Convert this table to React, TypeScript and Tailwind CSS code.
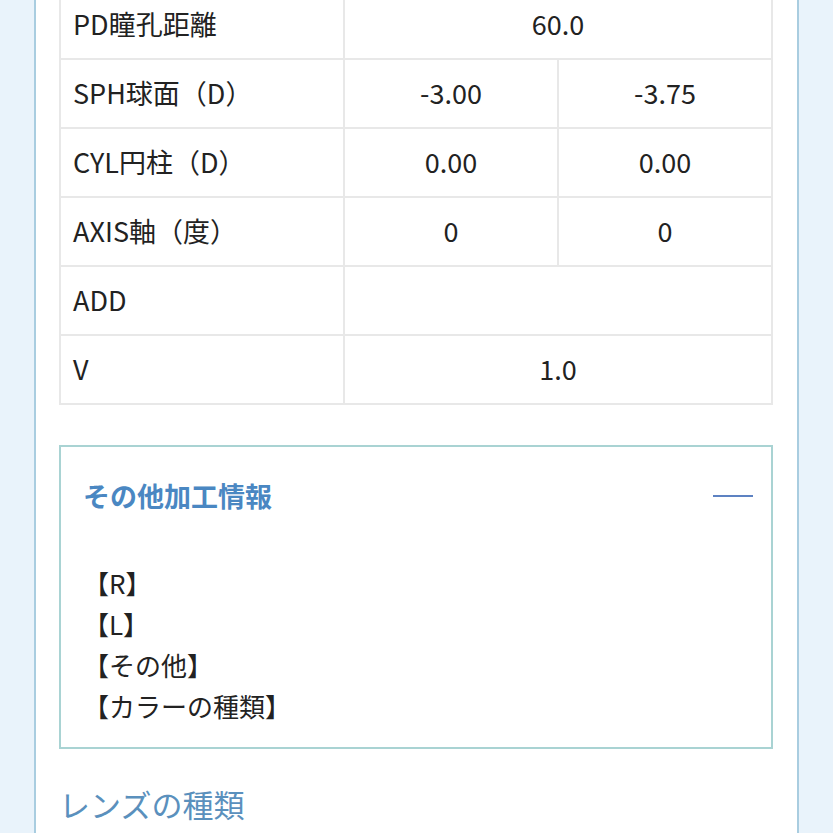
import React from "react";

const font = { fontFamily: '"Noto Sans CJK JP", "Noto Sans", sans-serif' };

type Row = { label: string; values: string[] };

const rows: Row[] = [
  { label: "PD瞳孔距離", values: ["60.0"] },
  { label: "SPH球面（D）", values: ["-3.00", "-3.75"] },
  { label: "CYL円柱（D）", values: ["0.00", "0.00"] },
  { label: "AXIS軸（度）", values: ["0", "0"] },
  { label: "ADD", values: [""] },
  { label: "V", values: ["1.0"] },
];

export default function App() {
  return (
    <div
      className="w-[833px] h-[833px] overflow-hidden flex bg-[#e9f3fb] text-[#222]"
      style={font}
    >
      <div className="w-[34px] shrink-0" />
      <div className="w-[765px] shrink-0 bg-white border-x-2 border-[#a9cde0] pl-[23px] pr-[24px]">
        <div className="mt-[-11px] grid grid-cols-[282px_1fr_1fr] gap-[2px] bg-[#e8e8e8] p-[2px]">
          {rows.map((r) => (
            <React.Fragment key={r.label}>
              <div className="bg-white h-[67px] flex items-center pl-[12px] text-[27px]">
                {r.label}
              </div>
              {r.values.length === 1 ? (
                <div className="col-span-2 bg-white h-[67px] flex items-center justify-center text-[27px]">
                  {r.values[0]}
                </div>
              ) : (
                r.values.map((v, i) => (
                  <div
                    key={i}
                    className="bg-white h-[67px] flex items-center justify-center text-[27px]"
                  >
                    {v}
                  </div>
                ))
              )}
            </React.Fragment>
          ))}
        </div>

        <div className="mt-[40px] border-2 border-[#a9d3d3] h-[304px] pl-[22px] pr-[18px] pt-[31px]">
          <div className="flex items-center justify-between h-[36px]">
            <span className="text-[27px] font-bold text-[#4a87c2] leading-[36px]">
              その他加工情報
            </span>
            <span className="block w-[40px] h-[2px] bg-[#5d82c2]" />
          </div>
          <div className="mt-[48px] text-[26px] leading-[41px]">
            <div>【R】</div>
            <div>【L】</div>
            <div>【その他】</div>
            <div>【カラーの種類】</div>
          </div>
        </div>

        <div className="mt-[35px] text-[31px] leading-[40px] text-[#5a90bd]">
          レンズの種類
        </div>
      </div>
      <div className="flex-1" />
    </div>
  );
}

THE REQUEST>
Go through the listing above and list every line that has the word "React".

COMPLETED TASK>
Convert this table to React, TypeScript and Tailwind CSS code.
import React from "react";
            <React.Fragment key={r.label}>
            </React.Fragment>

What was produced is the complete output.